LOVELL — When Audrey Bay recently roasted a whole alligator for Mardi Gras at the Aud’s 4-Corners Bar and Grill, she loaded the 24-pound reptile onto the big smoker out back, basted it for six hours and served it to a ravenous crowd that picked it clean. The alligator was a trial run for what she hopes will become a new culinary tradition accompanying the revival of a much older nocturnal one.
For the better part of two years, Bay has been showing up to town council meetings, trying to talk officials into letting her bar stay open all night the way it used to during the town’s annual end-of-June celebration. For years, the tradition was a given: dart tournaments that kicked off at 7 p.m. and ran until 6 the next morning, bands and DJs filling the hours between last call and first light. Then, about two years ago, the town stopped issuing all-night permits.

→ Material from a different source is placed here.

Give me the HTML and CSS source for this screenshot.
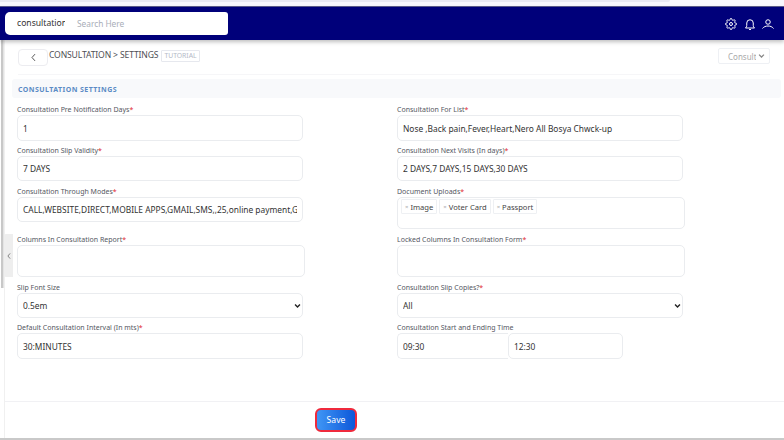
FILE: index.html
```html
<!DOCTYPE html>
<html lang="en">
<head>
<meta charset="utf-8">
<title>Consultation Settings</title>
<link rel="stylesheet" href="styles.css">
</head>
<body>
<div class="topstrip"><div class="urlbar"></div></div>
<header class="navbar">
  <div class="search">
    <div class="search-module">consultation</div>
    <div class="search-text">Search Here</div>
  </div>
  <div class="nav-icons">
    <svg class="nav-icon" viewBox="0 0 24 24" fill="none" stroke="#fff" stroke-width="2"><circle cx="12" cy="12" r="3"/><path d="M19.4 15a1.65 1.65 0 0 0 .33 1.82l.06.06a2 2 0 0 1 0 2.83 2 2 0 0 1-2.83 0l-.06-.06a1.65 1.65 0 0 0-1.82-.33 1.65 1.65 0 0 0-1 1.51V21a2 2 0 0 1-2 2 2 2 0 0 1-2-2v-.09A1.65 1.65 0 0 0 9 19.4a1.65 1.65 0 0 0-1.82.33l-.06.06a2 2 0 0 1-2.83 0 2 2 0 0 1 0-2.83l.06-.06a1.65 1.65 0 0 0 .33-1.82 1.65 1.65 0 0 0-1.51-1H3a2 2 0 0 1-2-2 2 2 0 0 1 2-2h.09A1.65 1.65 0 0 0 4.6 9a1.65 1.65 0 0 0-.33-1.82l-.06-.06a2 2 0 0 1 0-2.83 2 2 0 0 1 2.83 0l.06.06a1.65 1.65 0 0 0 1.82.33H9a1.65 1.65 0 0 0 1-1.51V3a2 2 0 0 1 2-2 2 2 0 0 1 2 2v.09a1.65 1.65 0 0 0 1 1.51 1.65 1.65 0 0 0 1.82-.33l.06-.06a2 2 0 0 1 2.83 0 2 2 0 0 1 0 2.83l-.06.06a1.65 1.65 0 0 0-.33 1.82V9a1.65 1.65 0 0 0 1.51 1H21a2 2 0 0 1 2 2 2 2 0 0 1-2 2h-.09a1.65 1.65 0 0 0-1.51 1z"/></svg>
    <svg class="nav-icon" viewBox="0 0 24 24" fill="none" stroke="#fff" stroke-width="2"><path d="M3 20c1.800-1.500 2.500-3 2.500-5v-5a6.500 6.500 0 0 1 13 0v5c0 2 .7 3.500 2.500 5z"/><path d="M10 23h4"/></svg>
    <svg class="nav-icon" viewBox="0 0 24 24" fill="none" stroke="#fff" stroke-width="2"><circle cx="12" cy="8" r="4.500"/><path d="M1 21c2.500-3.500 6.500-5 11-5s8.500 1.500 11 5"/></svg>
  </div>
</header>
<div class="page">
  <div class="rail"></div>
  <button class="collapse" type="button" aria-label="Collapse">
    <svg viewBox="0 0 8 10" fill="none" stroke="#777" stroke-width="1.200"><path d="M5.500 1.500L2.500 5l3 3.500"/></svg>
  </button>
  <main class="content">
    <div class="crumbs">
      <button class="back" type="button" aria-label="Back">
        <svg viewBox="0 0 8 12" fill="none" stroke="#444" stroke-width="1.200"><path d="M6 1.500L2 6l4 4.500"/></svg>
      </button>
      <span class="crumb-text">CONSULTATION &gt; SETTINGS</span>
      <span class="tutorial">TUTORIAL</span>
      <div class="crumb-select"><span class="crumb-value">Consultation</span><svg viewBox="0 0 10 8" fill="none" stroke="#888" stroke-width="1.800"><path d="M1.500 2l3.500 3.500L8.500 2"/></svg></div>
    </div>
    <h2 class="section-title">CONSULTATION SETTINGS</h2>
    <form class="form">
      <div class="col col-left">
        <div class="field"><label>Consultation Pre Notification Days<b>*</b></label><input class="ctl h26" value="1"></div>
        <div class="field gap4"><label>Consultation Slip Validity<b>*</b></label><input class="ctl h25" value="7 DAYS"></div>
        <div class="field gap5"><label>Consultation Through Modes<b>*</b></label><input class="ctl h25" value="CALL,WEBSITE,DIRECT,MOBILE APPS,GMAIL,SMS,,25,online payment,Gupshup"></div>
        <div class="field gap12"><label>Columns In Consultation Report<b>*</b></label><div class="ctl h32 wide"></div></div>
        <div class="field gap5"><label>Slip Font Size</label><select class="ctl h25 sel"><option>0.5em</option></select></div>
        <div class="field gap4"><label>Default Consultation Interval (In mts)<b>*</b></label><input class="ctl h26" value="30:MINUTES"></div>
      </div>
      <div class="col col-right">
        <div class="field"><label>Consultation For List<b>*</b></label><input class="ctl h26" value="Nose ,Back pain,Fever,Heart,Nero All Bosya Chwck-up"></div>
        <div class="field gap4"><label>Consultation Next Visits (In days)<b>*</b></label><input class="ctl h25" value="2 DAYS,7 DAYS,15 DAYS,30 DAYS"></div>
        <div class="field gap5"><label>Document Uploads<b>*</b></label>
          <div class="ctl tags wide">
            <span class="tag"><i>×</i>Image</span><span class="tag"><i>×</i>Voter Card</span><span class="tag"><i>×</i>Passport</span>
          </div>
        </div>
        <div class="field gap5"><label>Locked Columns In Consultation Form<b>*</b></label><div class="ctl h32 wide"></div></div>
        <div class="field gap5"><label>Consultation Slip Copies?<b>*</b></label><select class="ctl h25 sel"><option>All</option></select></div>
        <div class="field gap4"><label>Consultation Start and Ending Time</label>
          <div class="times"><input class="ctl h26 t1" value="09:30"><input class="ctl h26 t2" value="12:30"></div>
        </div>
      </div>
    </form>
    <footer class="footer"><button class="save" type="button">Save</button></footer>
  </main>
</div>
<div class="bottomstrip"></div>
</body>
</html>
```
FILE: styles.css
```css
* { box-sizing: border-box; }
html, body { margin: 0; height: 440px; overflow: hidden; }
body { background: #fff; font-family: "Noto Sans", "Open Sans", sans-serif; color: #333; display: flex; flex-direction: column; }
.topstrip { height: 7px; background: #f8f7fe; border-bottom: 1px solid #5b5b8c; flex: none; }
.urlbar { width: 670px; height: 2px; background: #e9e9f4; border-radius: 0 0 6px 0; }
.navbar { height: 33px; flex: none; background: #00007a; display: flex; align-items: center; justify-content: space-between; padding: 0 10px 0 5px; box-shadow: 0 2px 4px rgba(0,0,0,.25); position: relative; z-index: 2; }
.search { width: 223px; height: 23px; margin-top: -1px; background: #fff; border-radius: 5px 3px 3px 5px; display: flex; align-items: center; font-size: 8.600px; }
.search-module { width: 48px; margin-left: 12px; overflow: hidden; white-space: nowrap; color: #333; flex: none; }
.search-text { margin-left: 12px; color: #a9aeb8; font-size: 8.300px; }
.nav-icons { display: flex; gap: 6.500px; align-items: center; margin-top: 1px; }
.nav-icon { width: 12px; height: 12px; display: block; }
.page { flex: 1; min-height: 0; display: flex; position: relative; }
.rail { width: 4px; flex: none; height: 248px; background: #c8c8c8; border-right: 1px solid #e4e4e4; border-left: 1px solid #fff; }
.collapse { position: absolute; left: 4px; top: 194px; width: 9px; height: 43px; padding: 0; border: 0; background: #eeeeee; display: flex; align-items: center; justify-content: center; border-radius: 2px 0 0 2px; }
.collapse svg { width: 6px; height: 8px; }
.content { flex: 1; min-width: 0; display: flex; flex-direction: column; border-left: 1px solid #f0f0f0; }
.crumbs { height: 35px; margin: 0 14px 4px 13px; display: flex; align-items: flex-start; border-bottom: 1px solid #f6f6f8; padding-top: 8px; font-size: 8.600px; flex: none; }
.back { width: 30px; height: 17px; padding: 0; background: #fff; border: 1px solid #ececf0; border-radius: 4px; display: flex; align-items: center; justify-content: center; flex: none; margin-top: 1px; }
.back svg { width: 7px; height: 9px; }
.crumb-text { margin-left: 1px; color: #4f4f55; line-height: 15px; white-space: nowrap; letter-spacing: -.15px; }
.tutorial { margin-left: 3px; height: 12px; margin-top: 2px; padding: 0 2px; border: 1px solid #e6e8ee; font-size: 6.800px; line-height: 10px; color: #b4bac7; white-space: nowrap; border-radius: 1px; }
.crumb-select { margin-left: auto; width: 52px; height: 16px; border: 1px solid #eef0f4; border-radius: 2px; display: flex; align-items: center; justify-content: space-between; padding: 0 4px 0 9px; font-size: 8px; color: #aaa; overflow: hidden; }
.crumb-value { width: 28px; overflow: hidden; white-space: nowrap; }
.crumb-select svg { width: 7px; height: 6px; flex: none; }
.section-title { margin: 0 3px 0 7px; height: 19px; padding: 0 6px; background: #f8f9fb; border-radius: 3px; font-size: 7px; line-height: 21px; font-weight: 700; letter-spacing: .45px; color: #5b8bc5; flex: none; }
.form { display: flex; flex: none; height: 304px; padding-top: 6px; border-bottom: 1px solid #f1f1f4; align-items: flex-start; }
.col { display: flex; flex-direction: column; flex: none; }
.col-left { width: 392px; padding-left: 12px; }
.col-right { width: 300px; }
.field { display: flex; flex-direction: column; }
.field label { font-size: 7px; line-height: 11px; height: 11px; color: #55585f; white-space: nowrap; }
.field label b { color: #e01f2f; font-weight: 400; }
.gap4 { margin-top: 4px; }
.gap5 { margin-top: 5px; }
.gap12 { margin-top: 12px; }
.ctl { width: 286px; background: #fff; border: 1px solid #eaecef; border-radius: 5px; font-family: inherit; font-size: 8.400px; color: #333; padding: 0 5px; outline: 0; margin: 0; display: block; }
.h26 { height: 26px; }
.h25 { height: 25px; }
.h32 { height: 32px; }
.wide { width: 288px; }
.sel { padding: 0 5px; appearance: none; background: #fff url("data:image/svg+xml,%3Csvg xmlns='http://www.w3.org/2000/svg' viewBox='0 0 10 8'%3E%3Cpath d='M1.500 2l3.500 3.500L8.500 2' fill='none' stroke='%23222' stroke-width='2'/%3E%3C/svg%3E") no-repeat right 1px center / 7px 6px; }
.tags { height: 32px; padding: 1px 3px; display: flex; align-items: flex-start; gap: 2px; }
.tag { height: 15px; display: inline-flex; align-items: center; background: #fff; border: 1px solid #eef0f3; font-size: 7.600px; color: #444; padding: 0 3px; border-radius: 1px; white-space: nowrap; }
.tag i { font-style: normal; font-size: 6px; color: #aaa; margin-right: 2px; }
.times { display: flex; }
.ctl.t1 { width: 111px; border-right: 0; border-radius: 5px 0 0 5px; }
.ctl.t2 { width: 115px; border-radius: 5px; }
.footer { flex: none; display: flex; padding: 6px 0 0 310px; }
.save { width: 42px; height: 24px; padding: 0; border: 2px solid #ef2a3c; border-radius: 6px; background: linear-gradient(90deg, #3f96f5, #0d57d9); color: #fff; font-family: inherit; font-size: 8.600px; }
.bottomstrip { height: 2px; flex: none; background: #c9c9c9; }
```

Bay eventually won a compromise—not a return to the sunrise format, but a two-hour extension from the standard 2 a.m. closing to 4 a.m. Lovell Town Administrator Jed Nebel said the decision to scale back wasn’t driven by any single infamous incident but by staffing shortages. The all-nighter wasn’t just tradition, Bay argued; it was economic survival. “It brings in extra money,” she said, “and so it’s kind of a cushion for us to fall back on when things are pretty lean.”
Bay will approach the council again in April to request this year’s late-night permit. Those craving smoked alligator and a 4 a.m. last call should mark their calendars for June 27.